Our post-detection pass uses the key as context. If a detected chord doesn't fit the song's key but a closely-related chord does, we evaluate the swap. This catches the most common misidentifications — the Am9-as-G6 issue, the Cmaj7-as-Am9 issue, the Fmaj7-as-Dm9 issue — and leaves correctly-detected chords untouched. Borrowed chords (a non-diatonic chord with no in-key alternative) stay as-is, because they're often intentional and musically meaningful.
Result: fewer wrong chord labels in your chord chart. We still tag chord detection as BETA in the UI because no system is perfect — but ours is meaningfully better than the alternatives, and getting better every week.
/ 07How To Try It
Open the GoatWave console, click the Tools tab, then Key Analyzer. Drop any audio file.

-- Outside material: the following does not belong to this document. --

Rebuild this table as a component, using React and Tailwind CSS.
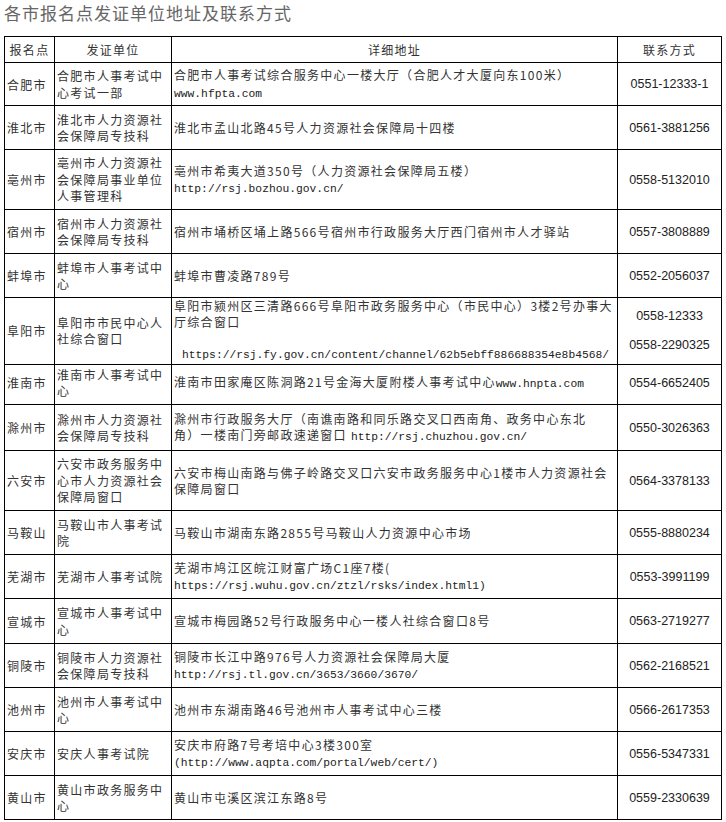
import React from "react";

const CJK = { fontFamily: '"Noto Sans CJK SC", "Noto Sans", sans-serif' };

const rows = [
  { h: "h-[43px]", city: "合肥市", org: ["合肥市人事考试中", "心考试一部"], addr: ["合肥市人事考试综合服务中心一楼大厅（合肥人才大厦向东100米）", "www.hfpta.com"], phone: ["0551-12333-1"] },
  { h: "h-[44px]", city: "淮北市", org: ["淮北市人力资源社", "会保障局专技科"], addr: ["淮北市孟山北路45号人力资源社会保障局十四楼"], phone: ["0561-3881256"] },
  { h: "h-[60px]", city: "亳州市", org: ["亳州市人力资源社", "会保障局事业单位", "人事管理科"], addr: ["亳州市希夷大道350号（人力资源社会保障局五楼）", "http://rsj.bozhou.gov.cn/"], phone: ["0558-5132010"] },
  { h: "h-[44px]", city: "宿州市", org: ["宿州市人力资源社", "会保障局专技科"], addr: ["宿州市埇桥区埇上路566号宿州市行政服务大厅西门宿州市人才驿站"], phone: ["0557-3808889"] },
  { h: "h-[44px]", city: "蚌埠市", org: ["蚌埠市人事考试中", "心"], addr: ["蚌埠市曹凌路789号"], phone: ["0552-2056037"] },
  { h: "h-[63px]", city: "阜阳市", org: ["阜阳市市民中心人", "社综合窗口"], addr: ["阜阳市颍州区三清路666号阜阳市政务服务中心（市民中心）3楼2号办事大", "厅综合窗口", "", "\u00a0\u00a0https://rsj.fy.gov.cn/content/channel/62b5ebff886688354e8b4568/"], phone: ["0558-12333", "0558-2290325"], tight: true },
  { h: "h-[44px]", city: "淮南市", org: ["淮南市人事考试中", "心"], addr: ["淮南市田家庵区陈洞路21号金海大厦附楼人事考试中心www.hnpta.com"], phone: ["0554-6652405"] },
  { h: "h-[46px]", city: "滁州市", org: ["滁州市人力资源社", "会保障局专技科"], addr: ["滁州市行政服务大厅（南谯南路和同乐路交叉口西南角、政务中心东北", "角）一楼南门旁邮政速递窗口 http://rsj.chuzhou.gov.cn/"], phone: ["0550-3026363"] },
  { h: "h-[60px]", city: "六安市", org: ["六安市政务服务中", "心市人力资源社会", "保障局窗口"], addr: ["六安市梅山南路与佛子岭路交叉口六安市政务服务中心1楼市人力资源社会", "保障局窗口"], phone: ["0564-3378133"] },
  { h: "h-[44px]", city: "马鞍山", org: ["马鞍山市人事考试", "院"], addr: ["马鞍山市湖南东路2855号马鞍山人力资源中心市场"], phone: ["0555-8880234"] },
  { h: "h-[44px]", city: "芜湖市", org: ["芜湖市人事考试院"], addr: ["芜湖市鸠江区皖江财富广场C1座7楼(", "https://rsj.wuhu.gov.cn/ztzl/rsks/index.html1)"], phone: ["0553-3991199"] },
  { h: "h-[45px]", city: "宣城市", org: ["宣城市人事考试中", "心"], addr: ["宣城市梅园路52号行政服务中心一楼人社综合窗口8号"], phone: ["0563-2719277"] },
  { h: "h-[44px]", city: "铜陵市", org: ["铜陵市人力资源社", "会保障局专技科"], addr: ["铜陵市长江中路976号人力资源社会保障局大厦", "http://rsj.tl.gov.cn/3653/3660/3670/"], phone: ["0562-2168521"] },
  { h: "h-[44px]", city: "池州市", org: ["池州市人事考试中", "心"], addr: ["池州市东湖南路46号池州市人事考试中心三楼"], phone: ["0566-2617353"] },
  { h: "h-[44px]", city: "安庆市", org: ["安庆人事考试院"], addr: ["安庆市府路7号考培中心3楼300室", "(http://www.aqpta.com/portal/web/cert/)"], phone: ["0556-5347331"] },
  { h: "h-[44px]", city: "黄山市", org: ["黄山市政务服务中", "心"], addr: ["黄山市屯溪区滨江东路8号"], phone: ["0559-2330639"] },
];

function Line({ text }) {
  if (text === "") return <div className="h-[16px]" />;
  const parts = text.split(/(\(?(?:https?:\/\/|www\.)[^\s（）]+)/);
  return (
    <div className="whitespace-nowrap">
      {parts.map((p, i) =>
        /^\(?(?:https?:\/\/|www\.)/.test(p) ? (
          <span key={i} className="text-[11.3px] tracking-normal text-[#222]" style={{ fontFamily: '"Liberation Mono", monospace' }}>
            {p}
          </span>
        ) : (
          <span key={i}>{p}</span>
        )
      )}
    </div>
  );
}

function Cell({ children, className = "" }) {
  return <div className={"flex border-r border-b border-black " + className}>{children}</div>;
}

export default function App() {
  return (
    <div className="w-[726px] bg-white text-[#333]" style={CJK}>
      <div className="h-[36px] pl-[4px] text-[17px] leading-[26px] tracking-[1px] text-[#666]">
        各市报名点发证单位地址及联系方式
      </div>
      <div className="ml-[4px] w-[718px] border-l border-t border-black text-[12px] tracking-[1.3px]">
        <div className="grid h-[26px] grid-cols-[50px_117px_446px_104px]">
          <Cell className="items-center justify-center">报名点</Cell>
          <Cell className="items-center justify-center">发证单位</Cell>
          <Cell className="items-center justify-center">详细地址</Cell>
          <Cell className="items-center justify-center">联系方式</Cell>
        </div>
        {rows.map((r) => (
          <div key={r.city} className={"grid grid-cols-[50px_117px_446px_104px] " + r.h}>
            <Cell className="items-center pl-[2px] pt-[1px] leading-[16px]">{r.city}</Cell>
            <Cell className={"flex-col justify-center pl-[2px] " + (r.tight ? "leading-[15.5px]" : "pt-[1px] leading-[16.5px]")}>
              {r.org.map((l, i) => (
                <Line key={i} text={l} />
              ))}
            </Cell>
            <Cell className={"flex-col justify-center pl-[2px] " + (r.tight ? "leading-[15.5px]" : "pt-[1px] leading-[16.5px]")}>
              {r.addr.map((l, i) => (
                <Line key={i} text={l} />
              ))}
            </Cell>
            <Cell
              className={"flex-col items-center justify-center text-[12.5px] leading-[16px] tracking-normal text-[#222] " + (r.phone.length > 1 ? "gap-[13px]" : "")}
            >
              {r.phone.map((p, i) => (
                <div key={i} style={{ fontFamily: '"Liberation Sans", Arial, sans-serif' }}>
                  {p}
                </div>
              ))}
            </Cell>
          </div>
        ))}
      </div>
    </div>
  );
}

You'll get:
- Key — including the mode (Major or Minor)
- BPM
- Duration
- Chord Progression — with roman numeral analysis and timestamps. Chord detection is still labeled BETA because extended chord disambiguation isn't perfect, but the rescorer fixes most common cases.
The same algorithm powers our FretLab chord study tool. Both use the same v5 detector under the hood.
Try the Key Analyzer
Free. Browser-based. No signup. Drop any song and get the key, BPM, and chords in seconds.
Open the Console/ 08What's Next
The improved detector is live in production now. No neural net, no inference latency, no training data required — just better music theory applied at the right moment in the pipeline.
For chord extensions (Am9 / Cmaj7 / Dm11 type confusion), we're working on a few approaches we won't detail here — but the underlying philosophy is the same. Use more information, applied smarter. Most failures in audio AI aren't a lack of compute; they're a lack of musical context.
If you've tried other key-detection tools and gotten frustrated with the results — drop your test songs in our Key Analyzer. We'd love to hear when we get it wrong. That feedback shapes the next round.
And if you're a competitor reading this trying to figure out how we did it: good luck. The signals matter less than the tuning. The tuning matters less than the reference set. The reference set takes time and ears, not algorithms.